There are lots of things under the sun, which created according to their needs and purposes. But with the “curiosity” of human being, some tried to reverse things base on what they want it to be. Maybe, some could be helpful, but most of it, certainly harmful to anyone’s life. But hold your breath, never judge anybody, if they did it, by purpose or unintentional, until you will hear their story, all behind of the situation. Whatever it is.

In my own experience, a lot of things that I wishes to happen, base to what I’ve needed. Some can be possible, others are impossible with all my understanding. And that’s the worst thing, when you know that, what you dream to have, is certainly cannot be fulfilled.

Before I got married, things in my life that time was so hard, especially when I keep loving someone, already owned by another one. Those times, everything was just a wished in my heart, even not praying to make it happen since I know, it is hardly possible. I never even have faith about it. It sounds to me, that it was really impossible. However, the opposite event was just naturally happened, without any effort nor step that I made. It was just fulfilled to my surprise, which until now I am still in the midst of astonishment.

Next day, I was married with the man, I purely loved. Another day, he is gone again, out of sight and would never be back anymore. My tears, my pain, my horror to what had happened in my life, drag my life so down. Its hard because before I completely convince myself that God gave the man I loved back to me, He took him also right away. But who am I to ask Him why? What happened?, made me confuse, and not trusting to anyone, even to myself, except I always remember God. He’s the one who always there for me, holds my shoulder so dearly, especially when I sob so hard. He loves me unconditionally, no matter what.

Throughout my pain and denial to what had happened, I felt so alone, so weak, and falling apart. Thinking things, hoping with dreams that something to happen, a must to happen. I need my husband to come back, be with me the rest of our lives. Not that too soon, to take off forever, without me. In my profession of faith, my heart knows, it is surely impossible. I know, am trying to pour fresh water from the sea. That’s so hard, so impossible to get such from a salty bed of water.

My wicked heart is what I should call. Wishing for a thing that cannot be happening, and never will. Anyhow, I know that it is the most deceitful part of our body, according to the Bible. Sometimes, it wins over your mind, but after that, it will make you sober, and guilty when you listen to it.

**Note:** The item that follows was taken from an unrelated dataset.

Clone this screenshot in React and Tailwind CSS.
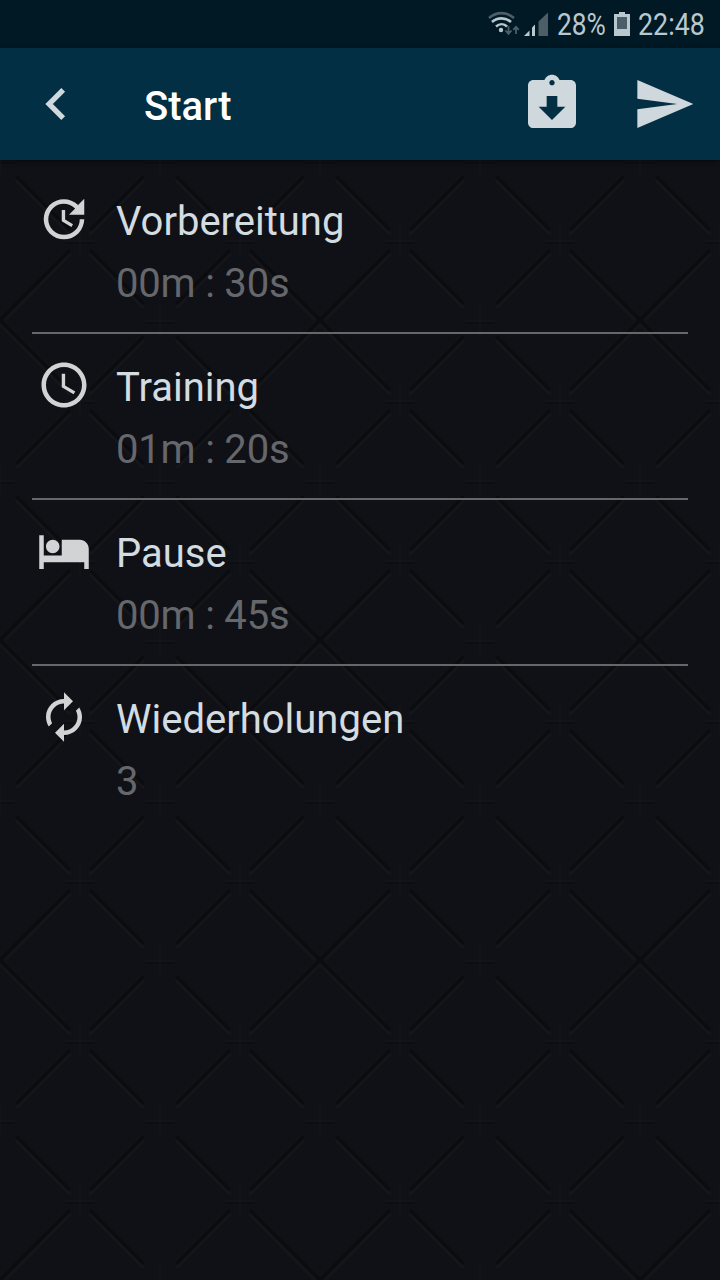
import {
    MdNavigateBefore,
    MdAssignmentReturned,
    MdSend,
    MdUpdate,
    MdSchedule,
    MdHotel,
    MdAutorenew
} from 'react-icons/md'

const settings = [
    { id: 'prepare', icon: MdUpdate, label: 'Vorbereitung', value: '00m : 30s' },
    { id: 'training', icon: MdSchedule, label: 'Training', value: '01m : 20s' },
    { id: 'pause', icon: MdHotel, label: 'Pause', value: '00m : 45s' },
    { id: 'repeat', icon: MdAutorenew, label: 'Wiederholungen', value: '3' }
]

// seams stop short of every mark and only cross at the corners of the 320px tile
const seams = [
    'M0 0L70 70M90 90L144 144M176 176L230 230M250 250L320 320',
    'M320 0L250 70M230 90L176 144M144 176L90 230M70 250L0 320',
    'M176 16L230 70M250 90L304 144M16 176L70 230M90 250L144 304',
    'M144 16L90 70M70 90L16 144M304 176L250 230M230 250L176 304'
]

const marks = [
    [160, 0], [160, 320], [0, 160], [320, 160], [160, 160],
    [80, 80], [240, 80], [80, 240], [240, 240]
]

function QuiltedBackground() {
    return (
        <svg className="absolute inset-0 h-full w-full" aria-hidden="true">
            <defs>
                <pattern id="quilt" width="320" height="320" patternUnits="userSpaceOnUse">
                    <g fill="none">
                        <path d={seams.join('')} stroke="#15161a" strokeWidth="3" transform="translate(0 4)" />
                        <path d={seams.join('')} stroke="#0d0e12" strokeWidth="4.5" />
                        <path d={seams.join('')} stroke="#0a0b0f" strokeWidth="2" />
                    </g>
                    {marks.map(([x, y]) => (
                        <g key={`${x}-${y}`} strokeWidth="2">
                            <path d={`M${x - 15} ${y + 3}h30`} stroke="#0d0e12" />
                            <path d={`M${x - 15} ${y + 1}h30M${x} ${y - 15}v30`} stroke="#131419" />
                        </g>
                    ))}
                </pattern>
            </defs>
            <rect width="100%" height="100%" fill="#101116" />
            <rect width="100%" height="100%" fill="url(#quilt)" />
        </svg>
    )
}

function StatusIcons() {
    return (
        <svg className="h-12 w-16 shrink-0" viewBox="0 0 64 48" fill="none">
            {/* Wifi */}
            <path d="M1 18C8.500 11.500 18.500 11.500 26 18" stroke="#4c5f69" strokeWidth="2.600" />
            <path d="M4 22C9.500 17.200 17.500 17.200 23 22" stroke="#b9c7cf" strokeWidth="2.600" />
            <path d="M8 26.500C11.500 23.500 16 23.500 19 26.500" stroke="#b9c7cf" strokeWidth="2.500" />
            <circle cx="13" cy="30" r="2.200" fill="#b9c7cf" />
            <path d="M20.500 26v7.500M17.500 30.500l3 3.300 3-3.300M28 34v-7M25.200 29.800L28 26.800l2.800 3" stroke="#4c5f69" strokeWidth="1.800" />
            {/* Mobile signal */}
            <path d="M36 36l5.500-5.500V36z" fill="#b9c7cf" />
            <path d="M44 27.500l3-3V36h-3z" fill="#b9c7cf" />
            <path d="M50.500 21.500l9.500-9V36h-9.500z" fill="#4c5f69" />
        </svg>
    )
}

function BatteryIcon() {
    return (
        <svg className="h-12 w-4 shrink-0" viewBox="0 0 16 48">
            <path d="M5 12h6v2h5v22H0V14h5z" fill="#b9c7cf" />
            <path d="M3 17h10v12H3z" fill="#4c5f69" />
        </svg>
    )
}

function StatusBar() {
    return (
        <div className="flex h-12 items-center bg-[#001924] pl-[488px] text-[31px] leading-[48px] text-[#b9c7cf]">
            <StatusIcons />
            <div className="ml-[5px] w-[49px]">
                <span className="inline-block origin-left scale-x-[.85] pt-0.5">28%</span>
            </div>
            <div className="ml-2">
                <BatteryIcon />
            </div>
            <div className="ml-2 w-[69px]">
                <span className="inline-block origin-left scale-x-[.865] pt-0.5">22:48</span>
            </div>
        </div>
    )
}

function Header() {
    return (
        <header className="flex h-28 items-center bg-[#022f43] pr-6 pl-6 text-[#cfd8dc] shadow-[0_1px_4px_rgba(0,0,0,0.6)]">
            <button type="button" aria-label="Zurück">
                <MdNavigateBefore className="size-16" />
            </button>
            <h1 className="ml-14 flex-1 pt-1.5 text-[40px] leading-[48px] font-medium text-white">Start</h1>
            <button type="button" aria-label="Speichern">
                <MdAssignmentReturned className="size-16" />
            </button>
            <button type="button" aria-label="Senden" className="ml-12">
                <MdSend className="size-16" />
            </button>
        </header>
    )
}

function SettingRow({ icon: Icon, label, value }) {
    return (
        <li className="flex h-[166px] border-b-2 border-[#66676a] pt-[23px] pl-[5px] last:border-b-0">
            <Icon className="mt-px size-[54px] shrink-0 text-[#d2d3d4]" />
            <div className="ml-[25px] text-[40px] leading-[62px]">
                <div className="text-[#d3dce0]">{label}</div>
                <div className="tracking-[-0.2px] text-[#66676b]">{value}</div>
            </div>
        </li>
    )
}

export default function App() {
    return (
        <div className="relative h-[1280px] w-[720px] overflow-hidden bg-[#101116] font-['Roboto',sans-serif]">
            <QuiltedBackground />
            <div className="relative">
                <StatusBar />
                <Header />
                <ul className="px-8 pt-2">
                    {settings.map((item) => (
                        <SettingRow key={item.id} icon={item.icon} label={item.label} value={item.value} />
                    ))}
                </ul>
            </div>
        </div>
    )
}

Right now, I should never need anyone but God to make me okay, in the right time. I needed to be stronger, ready and faithful enough to God in facing my problem or pain. It could be so hard. It is likely swimming in the river, against the current of the water. It is so hard, but I rather face it with all my strength rather than cowardly hiding, under the wing of the comfort from others. After all, I know God is with me always in bitterness and in happiness. This is my fight against my will, but according to what is right before the eyes of God.
Pouring fresh water from the sea, is like doing something against the law of nature. The same thing like doing things against the will of God. The lesson I’ve learned to my situation right now?, when you feel something or doing something opposite the God’s will, the bottom line is, it will make you suffer the rest of your life. All you need is to stand your faith and be stronger for His glory. Maybe, it is painful, but take the yoke, and have rest in God’s love for you. Yo te amo.